Ruth Spencer Jolly, second year Fine Artist at the Ruskin talks about what it means to make contemporary art in Oxford. Have you been to an art exhibition in Oxford staged by the Ruskin students? If so I hope you found it interesting and enjoyable (with any luck for reasons other than just the free alcohol) but you wouldn’t be alone if you found it a slightly disorientating and baffling experience. The complaint I hear most often when I take friends and family to see shows is ‘I don’t get it’ and noncomprehension seems to lie at the root of disengagement. It’s a tricky complaint: sometimes I don’t ‘get it’ either (although I might not feel the need to) however often I realise that art school has equipped me with a set of tools which aid my ‘reading’ of an artwork and without that training I would possibly find it completely impenetrable too and my appreciation would be inhibited.
So is it a valid approach to make the sort of art only accessible to the artistically literate or is it the responsibility of artists to produce work widely accessible to the public? I feel that while many expect or at least hope for the latter, I’d like to moot the suggestion that particularly in an educational context we ought to tolerate and support the former mentality: Universities are primarily about traversing to the very cutting edge of knowledge in niche fields, comprehensible to only those well versed in the subject. Groundbreaking innovations might be so abstract it is not clear for years perhaps what their practical applications are, however the hope tends to be that with time and teamwork the breakthrough filters down into accessible formats and common consumption. If one looks at Fine Art as an academic discipline then perhaps we ought not expect to ‘understand’ it all just as we would not expect to understand a new abstract mathematical formula or find a DPhil’s thesis particularly penetrable.

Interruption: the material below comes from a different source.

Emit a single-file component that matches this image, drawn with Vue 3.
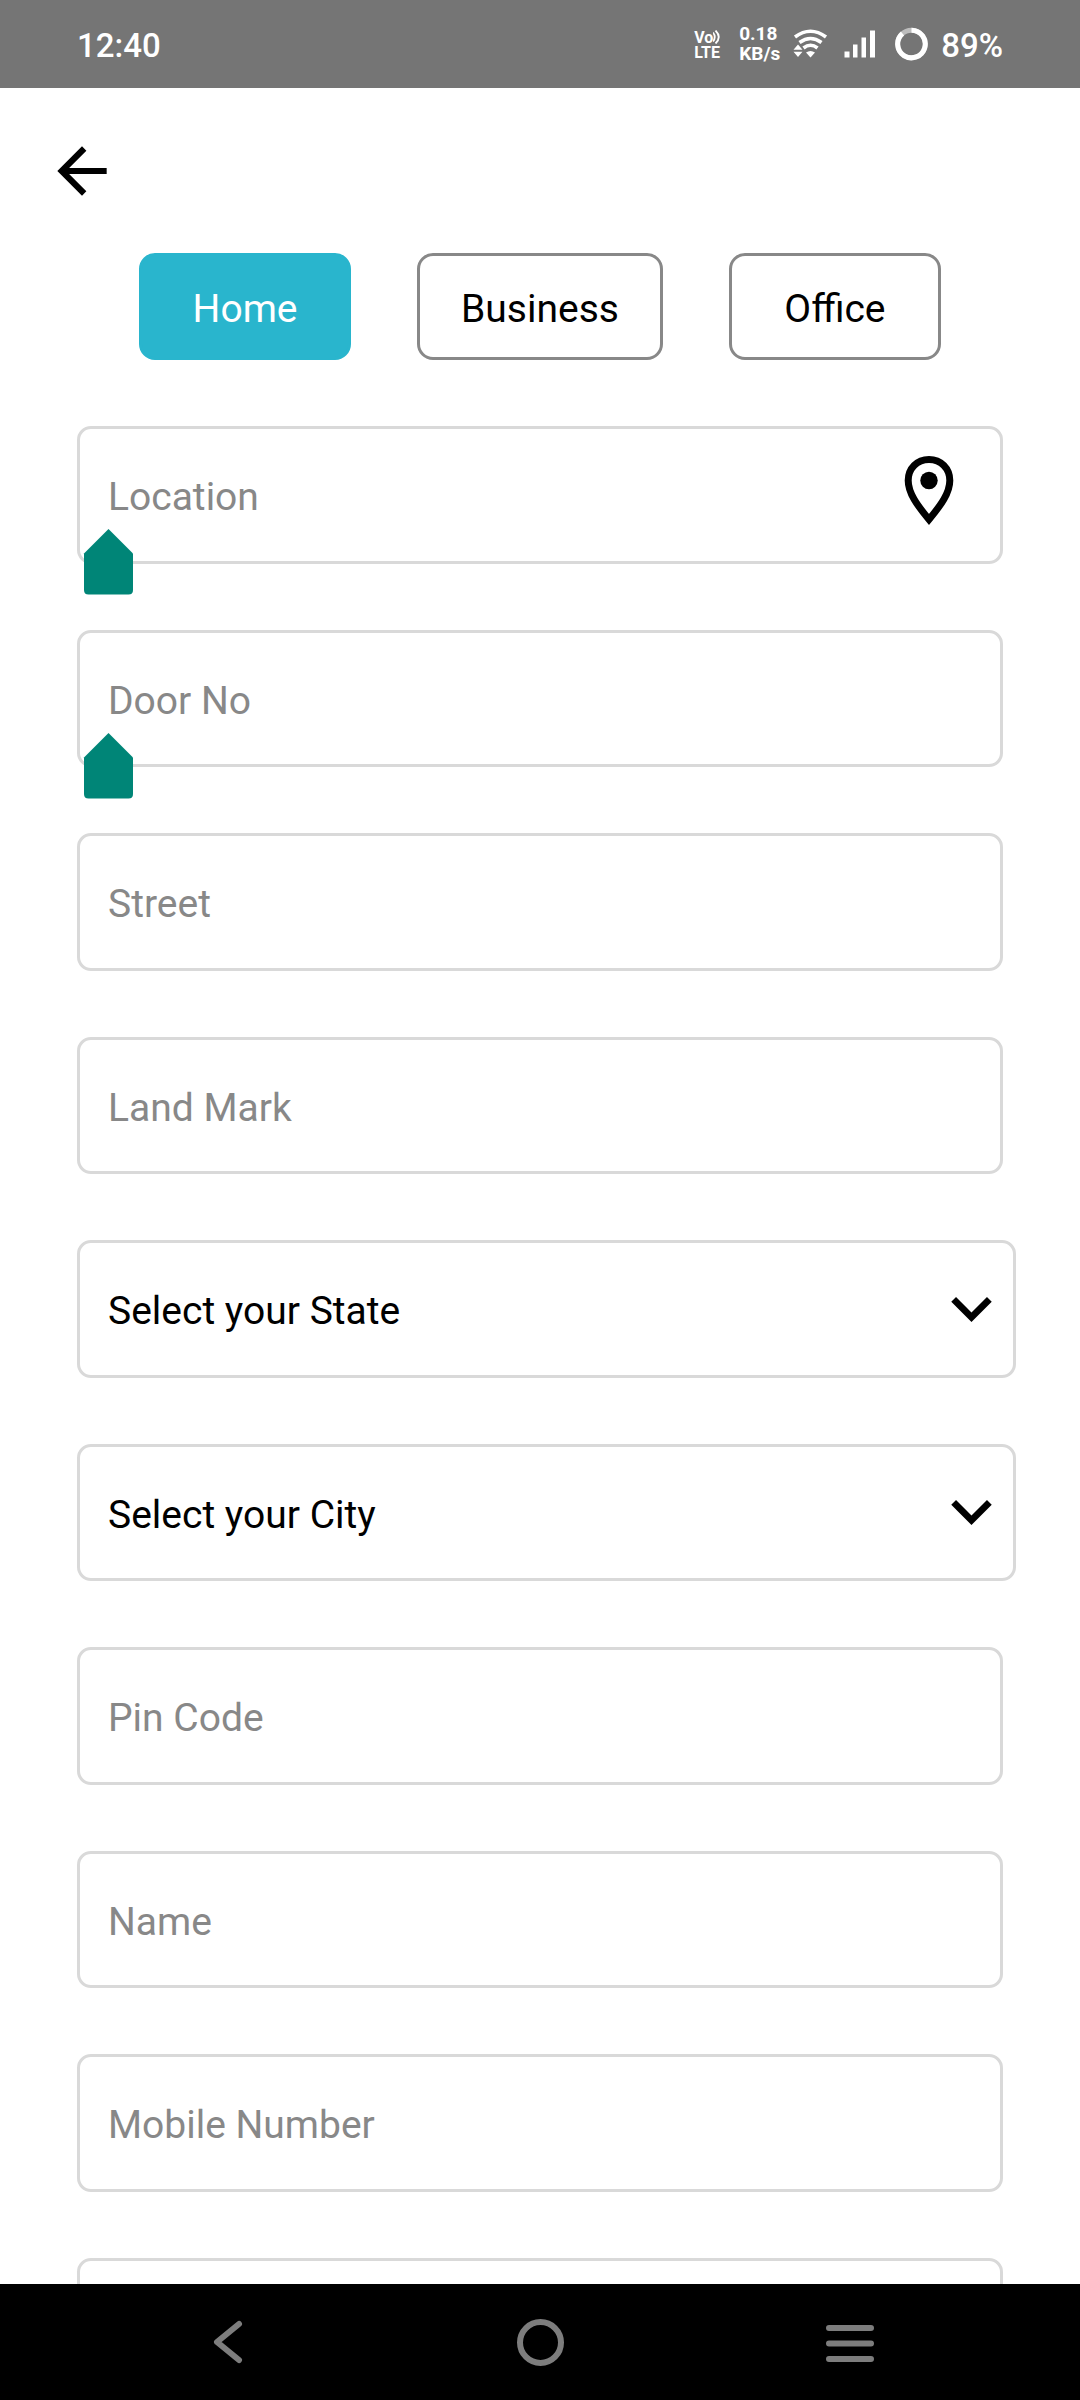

This suggestion now triggers another quandary: if we excuse the esoteric nature of some art, particularly that produced within an academic institution and accept that it is too “avant-garde” for those outside of the art world to fully access, then the question is this: why do we artists seek an audience for our work (in a way that most other subjects do not actively seek to exhibit their research to people outside of their discipline) and why do you turn out to visit art exhibitions (excluding the strong motivational factor of free booze always available at art shows)?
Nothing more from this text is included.